Через несколько лет Гоголь, возможно, вспомнил этот эпизод, когда писал "Ревизора".

"Ведь почему хочется быть генералом? — откровенничает герой этой комедии, Городничий*.— Потому что случится, поедешь куда-нибудь — фельдъегеря* и адъютанты* поскачут везде вперёд: лошадей! и там на станциях никому не дадут, всё дожидается: все эти титулярные*, капитаны, городничие, а ты себе и в ус не дуешь*…"

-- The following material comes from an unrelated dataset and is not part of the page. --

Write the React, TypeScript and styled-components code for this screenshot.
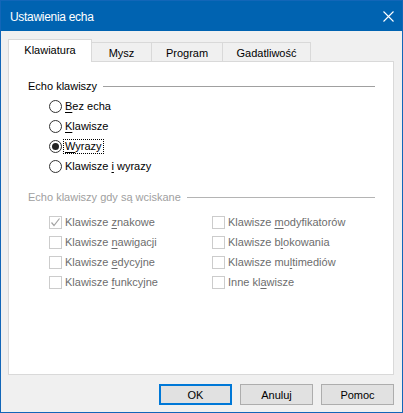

В двадцатых числах октября Гоголь опять в Москве. Вновь встречается с Аксаковыми; знакомится с замечательным критиком и философом Иваном Киреевским* и его братом, фольклористом Петром*, с молодым учёным-славистом О. М. Бодянским*, с разносторонним учёным и писателем М. А. Максимовичем*, возможно и с поэтом Е. А. Баратынским*.

Впечатление, произведённое на этот раз Гоголем на москвичей, оказалось благоприятнее. Правда, сближения с Аксаковыми не произошло (это случилось несколько позже), но с другими Гоголь укрепил дружеские связи, сохранившиеся на всю его жизнь. Больше всего сблизился он с Погодиным и Максимовичем — прежде всего на почве общего интереса к истории и славянской древности. К Максимовичу Гоголя влекло ещё и то, что он был его земляком, влюблённым в украинский фольклор, в украинскую культуру.

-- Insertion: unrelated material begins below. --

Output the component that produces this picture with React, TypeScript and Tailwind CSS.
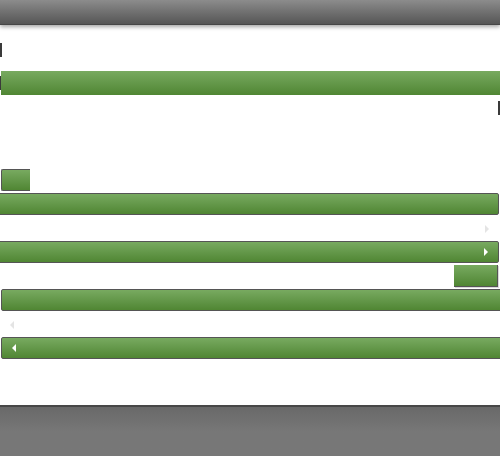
import React from "react";

const green = "bg-gradient-to-b from-[#78aa60] to-[#508633]";

function ArrowRight({ color }: { color: string }) {
  return (
    <svg width="4" height="8" viewBox="0 0 4 8" className="block">
      <polygon points="0,0 4,4 0,8" fill={color} />
    </svg>
  );
}
function ArrowLeft({ color }: { color: string }) {
  return (
    <svg width="4" height="8" viewBox="0 0 4 8" className="block">
      <polygon points="4,0 0,4 4,8" fill={color} />
    </svg>
  );
}

export default function App() {
  return (
    <div className="w-[500px] h-[456px] overflow-hidden bg-white flex flex-col font-['Liberation_Sans',sans-serif]">
      <div className="relative z-10 h-[25px] shrink-0 bg-gradient-to-b from-[#8c8c8c] to-[#565656] border-b border-[#474747] shadow-[0_2px_4px_rgba(0,0,0,0.35)]" />

      <div className="flex flex-col">
        <div className="mt-[18px] w-[2px] h-[14px] bg-[#3a3a3a]" />

        <div className="mt-[14px] flex items-center h-6">
          <div className="w-[1px] h-[14px] bg-[#3a3a3a]" />
          <div className={`flex-1 h-6 ${green}`} />
        </div>

        <div className="mt-[6px] self-end w-[2px] h-[14px] bg-[#3a3a3a]" />

        <div className={`mt-[54px] ml-[1px] w-[29px] h-[22px] border-l border-t border-b border-[#555] rounded-l-[2px] ${green}`} />

        <div className={`mt-[2px] ml-[-1px] w-[500px] h-[22px] border border-[#555] rounded-r-[2px] ${green}`} />

        <div className="mt-[10px] h-[8px] flex justify-end pr-[11px] items-center">
          <ArrowRight color="#e4e4e4" />
        </div>

        <div className={`mt-[8px] ml-[-1px] w-[500px] h-[22px] border border-[#555] rounded-r-[2px] flex items-center justify-end pr-[10px] ${green}`}>
          <ArrowRight color="#ffffff" />
        </div>

        <div className={`mt-[2px] self-end mr-[2px] w-[44px] h-[22px] border-r border-b border-[#555] shadow-[1px_1px_0_rgba(0,0,0,0.15)] ${green}`} />

        <div className={`mt-[2px] ml-[1px] w-[501px] h-[22px] border border-[#555] rounded-l-[2px] ${green}`} />

        <div className="mt-[10px] h-[8px] flex items-center pl-[10px]">
          <ArrowLeft color="#e4e4e4" />
        </div>

        <div className={`mt-[8px] ml-[1px] w-[501px] h-[22px] border border-[#555] rounded-l-[2px] flex items-center pl-[10px] ${green}`}>
          <ArrowLeft color="#ffffff" />
        </div>
      </div>

      <div className="mt-auto h-[51px] shrink-0 border-t-2 border-[#474747] bg-gradient-to-b from-[#696969] via-[#777777] to-[#777777]" />
    </div>
  );
}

По возвращении Гоголя в Петербург Плетнёв отметил, что "тамошние (т. е. московские) литераторы порадовали его особенным вниманием к его таланту. Он не может нахвалиться Погодиным, Киреевским и прочими".

Пушкин позднее писал, что в Москве "Гоголя более любят, нежели в Петербурге". Конечно, степень любви измерить трудно и приведённое замечание представится достаточно условным, если вспомнить об отношении к Гоголю Плетнёва, Жуковского, не говоря уже о самом Пушкине. Но всё же "особенная", как говорит Плетнёв, популярность Гоголя в Москве бросалась в глаза многим, и для этого были свои причины.